-- begin Data for the task --
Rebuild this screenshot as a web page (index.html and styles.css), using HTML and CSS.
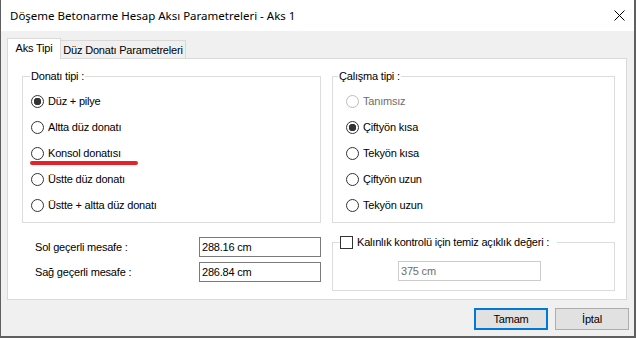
FILE: index.html
```html
<!DOCTYPE html>
<html lang="tr">
<head>
    <meta charset="UTF-8">
    <meta name="viewport" content="width=device-width, initial-scale=1.0">
    <title>Döşeme Betonarme Hesap Aksı Parametreleri - Aks 1</title>
    <link rel="stylesheet" href="styles.css">
</head>
<body>
    <div class="window">
        <div class="titlebar">
            <span class="title">Döşeme Betonarme Hesap Aksı Parametreleri - Aks 1</span>
            <span class="close-btn" title="Kapat">
                <svg width="11" height="11" viewBox="0 0 11 11"><path d="M0.5 0.5L10.5 10.5M10.5 0.5L0.5 10.5" stroke="#000" stroke-width="1" fill="none"/></svg>
            </span>
        </div>
        <div class="dialog-body">
            <div class="tabs">
                <div class="tab active">Aks Tipi</div>
                <div class="tab">Düz Donatı Parametreleri</div>
            </div>
            <div class="tab-panel">
                <fieldset class="group group-donati">
                    <legend>Donatı tipi :</legend>
                    <label class="radio-row"><input type="radio" name="donati" checked>Düz + pilye</label>
                    <label class="radio-row"><input type="radio" name="donati">Altta düz donatı</label>
                    <label class="radio-row"><input type="radio" name="donati">Konsol donatısı</label>
                    <label class="radio-row"><input type="radio" name="donati">Üstte düz donatı</label>
                    <label class="radio-row"><input type="radio" name="donati">Üstte + altta düz donatı</label>
                    <span class="mark-line"></span>
                </fieldset>
                <fieldset class="group group-calisma">
                    <legend>Çalışma tipi :</legend>
                    <label class="radio-row disabled"><input type="radio" name="calisma" disabled>Tanımsız</label>
                    <label class="radio-row"><input type="radio" name="calisma" checked>Çiftyön kısa</label>
                    <label class="radio-row"><input type="radio" name="calisma">Tekyön kısa</label>
                    <label class="radio-row"><input type="radio" name="calisma">Çiftyön uzun</label>
                    <label class="radio-row"><input type="radio" name="calisma">Tekyön uzun</label>
                </fieldset>
                <div class="distances">
                    <div class="field-row">
                        <span class="field-label">Sol geçerli mesafe :</span>
                        <input class="text-input" type="text" value="288.16 cm">
                    </div>
                    <div class="field-row">
                        <span class="field-label">Sağ geçerli mesafe :</span>
                        <input class="text-input" type="text" value="286.84 cm">
                    </div>
                </div>
                <fieldset class="group group-kalinlik">
                    <legend><label class="check-row"><input type="checkbox">Kalınlık kontrolü için temiz açıklık değeri :</label></legend>
                    <input class="text-input" type="text" value="375 cm" disabled>
                </fieldset>
            </div>
            <div class="buttons">
                <button class="btn default">Tamam</button>
                <button class="btn">İptal</button>
            </div>
        </div>
    </div>
</body>
</html>
```

FILE: styles.css
```css
* {
    box-sizing: border-box;
}
html, body {
    margin: 0;
    padding: 0;
}
body {
    background-color: #5f5f5f;
    font-family: "Liberation Sans", Arial, sans-serif;
    font-size: 11px;
    letter-spacing: -0.2px;
    color: #000;
}
.window {
    width: 635px;
    height: 337px;
    display: flex;
    flex-direction: column;
    background-color: #f0f0f0;
    border: 1px solid #5f5f5f;
    border-top: none;
}
.titlebar {
    height: 31px;
    flex: none;
    display: flex;
    align-items: center;
    justify-content: space-between;
    background-color: #fff;
    padding: 0 9px 0 9px;
}
.title {
    font-family: "Noto Sans", sans-serif;
    font-size: 11.5px;
    letter-spacing: 0;
}
.close-btn {
    display: flex;
    margin-top: -1px;
}
.dialog-body {
    flex: 1;
    display: flex;
    flex-direction: column;
    padding: 7px 7px 0 6px;
}
.tabs {
    display: flex;
    align-items: flex-end;
    height: 20px;
}
.tab {
    height: 18px;
    padding: 0;
    display: flex;
    align-items: center;
    justify-content: center;
    white-space: nowrap;
    border: 1px solid #d9d9d9;
    border-bottom: none;
    border-left: none;
    width: 125px;
}
.tab.active {
    width: 54px;
    height: 21px;
    margin-bottom: -1px;
    border-left: 1px solid #d9d9d9;
    background-color: #fff;
    position: relative;
    z-index: 1;
    padding-bottom: 2px;
}
.tab-panel {
    width: 620px;
    height: 242px;
    background-color: #fff;
    border: 1px solid #d9d9d9;
    padding: 11px 11px 0 14px;
    display: grid;
    grid-template-columns: 299px 283px;
    grid-template-rows: 153px 55px;
    column-gap: 11px;
    row-gap: 13px;
}
.group {
    margin: 0;
    border: 1px solid #dcdcdc;
    min-width: 0;
}
.group legend {
    padding: 0 1px;
    margin-left: -1px;
    line-height: 13px;
    height: 13px;
}
.group-donati {
    position: relative;
    padding: 5px 0 4px 8px;
}
.group-calisma {
    padding: 5px 0 4px 6px;
}
.group-calisma .radio-row {
    padding-left: 7px;
}
.radio-row {
    display: flex;
    align-items: center;
    height: 26px;
}
.radio-row input,
.check-row input {
    appearance: none;
    -webkit-appearance: none;
    width: 13px;
    height: 13px;
    margin: 0 4px 0 0;
    border: 1px solid #333;
    background-color: #fff;
    flex: none;
}
.radio-row input {
    border-radius: 50%;
}
.radio-row input:checked {
    background: radial-gradient(circle, #333 0 3.5px, #fff 4px);
}
.radio-row.disabled {
    color: #6d6d6d;
}
.radio-row.disabled input {
    border-color: #bcbcbc;
}
.mark-line {
    position: absolute;
    left: 7px;
    top: 78px;
    width: 108px;
    height: 4px;
    border-radius: 2px;
    background-color: #e8202c;
}
.distances {
    padding: 1px 0 0 13px;
    display: flex;
    flex-direction: column;
    gap: 5px;
}
.field-row {
    display: flex;
    align-items: center;
}
.field-label {
    width: 164px;
}
.text-input {
    width: 122px;
    height: 20px;
    border: 1px solid #7a7a7a;
    padding: 0 2px;
    font-family: "Liberation Sans", Arial, sans-serif;
    font-size: 11px;
    letter-spacing: -0.2px;
    color: #000;
    background-color: #fff;
    outline: none;
}
.group-kalinlik {
    padding: 12px 0 9px 7px;
}
.group-kalinlik legend {
    padding: 0 8px 0 0;
    margin-left: 0;
}
.check-row {
    display: flex;
    align-items: center;
}
.group-kalinlik .text-input {
    width: 143px;
    margin-left: 58px;
    border-color: #cccccc;
    color: #6d6d6d;
    display: block;
}
.buttons {
    display: flex;
    justify-content: flex-end;
    gap: 7px;
    margin-top: 8px;
    margin-right: -2px;
}
.btn {
    width: 74px;
    height: 22px;
    background-color: #e1e1e1;
    border: 1px solid #adadad;
    font-family: "Liberation Sans", Arial, sans-serif;
    font-size: 11px;
    letter-spacing: -0.2px;
    color: #000;
    padding: 0;
}
.btn.default {
    border: 2px solid #0078d7;
}
```
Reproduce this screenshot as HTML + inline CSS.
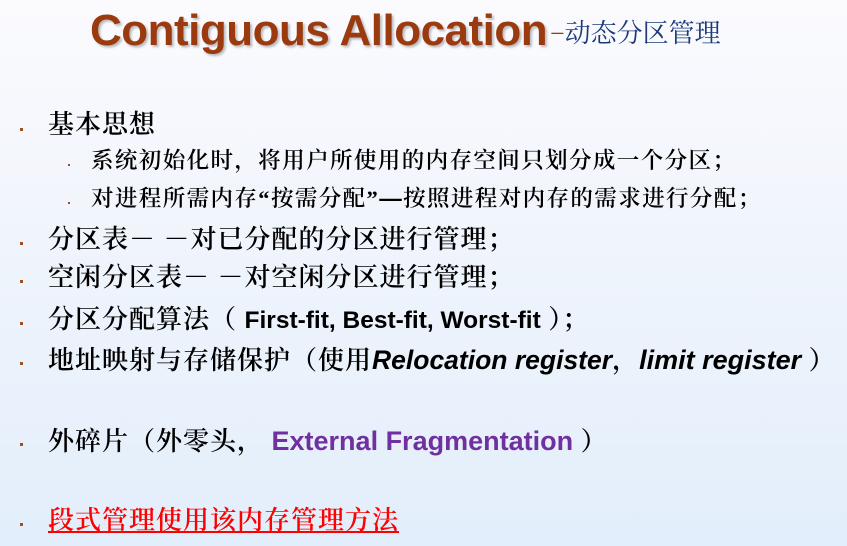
<!DOCTYPE html>
<html><head><meta charset="utf-8"><style>
html,body{margin:0;padding:0}
body{width:847px;height:546px;overflow:hidden;position:relative;background:linear-gradient(180deg,#fbfbfe 0%,#f1f5fc 40%,#e2eefb 100%);font-family:"Liberation Serif","Noto Serif CJK SC",serif;color:#000}
.t{position:absolute;white-space:nowrap;line-height:1}
.title{left:90px;top:9px;font-family:"Liberation Sans",sans-serif;font-weight:bold;font-size:44px;color:#9b3a0e;letter-spacing:-0.5px;text-shadow:2px 2px 2px rgba(0,0,0,.25)}
.sub{left:550px;top:21px;font-size:26px;color:#1c3a7a}
.m{font-size:26px;left:48px;letter-spacing:1px;font-weight:600}
.s{font-size:22.5px;left:91px;letter-spacing:1.4px;font-weight:600}
.b{position:absolute;width:3px;height:3px;background:#a05020}
.l{font-family:"Liberation Sans",sans-serif;font-weight:bold;letter-spacing:0}
</style></head><body>
<div class="t title">Contiguous Allocation</div>
<div class="t sub"><span style="color:#9b3a0e">−</span>动态分区管理</div>

<div class="b" style="left:20px;top:128px"></div>
<div class="t m" style="top:112px">基本思想</div>
<div class="b" style="left:68px;top:164px;width:2px;height:2px"></div>
<div class="t s" style="top:150px">系统初始化时，将用户所使用的内存空间只划分成一个分区；</div>
<div class="b" style="left:68px;top:202px;width:2px;height:2px"></div>
<div class="t s" style="top:188px">对进程所需内存“按需分配”<b style="font-family:'Liberation Sans'">—</b>按照进程对内存的需求进行分配；</div>

<div class="b" style="left:20px;top:242px"></div>
<div class="t m" style="top:227px">分区表－ －对已分配的分区进行管理；</div>
<div class="b" style="left:20px;top:280px"></div>
<div class="t m" style="top:265px">空闲分区表－ －对空闲分区进行管理；</div>
<div class="b" style="left:20px;top:322px"></div>
<div class="t m" style="top:307px">分区分配算法（ <span class="l" style="font-size:24.5px">First-fit, Best-fit, Worst-fit</span> ）；</div>
<div class="b" style="left:20px;top:362px"></div>
<div class="t m" style="top:347px">地址映射与存储保护（使用<i class="l" style="font-size:26.5px">Relocation register</i>，<i class="l" style="font-size:27px">limit register</i> ）</div>

<div class="b" style="left:20px;top:443px"></div>
<div class="t m" style="top:428px">外碎片（外零头， <span class="l" style="font-size:27px;color:#7030a0">External Fragmentation</span> ）</div>

<div class="b" style="left:20px;top:523px"></div>
<div class="t m" style="top:508px;color:#ff0000;text-decoration:underline;letter-spacing:1px">段式管理使用该内存管理方法</div>
</body></html>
-- end Data for the task --
Give nothing but the count of lines in the listing above that hold the string "this".

* [Right answer] 2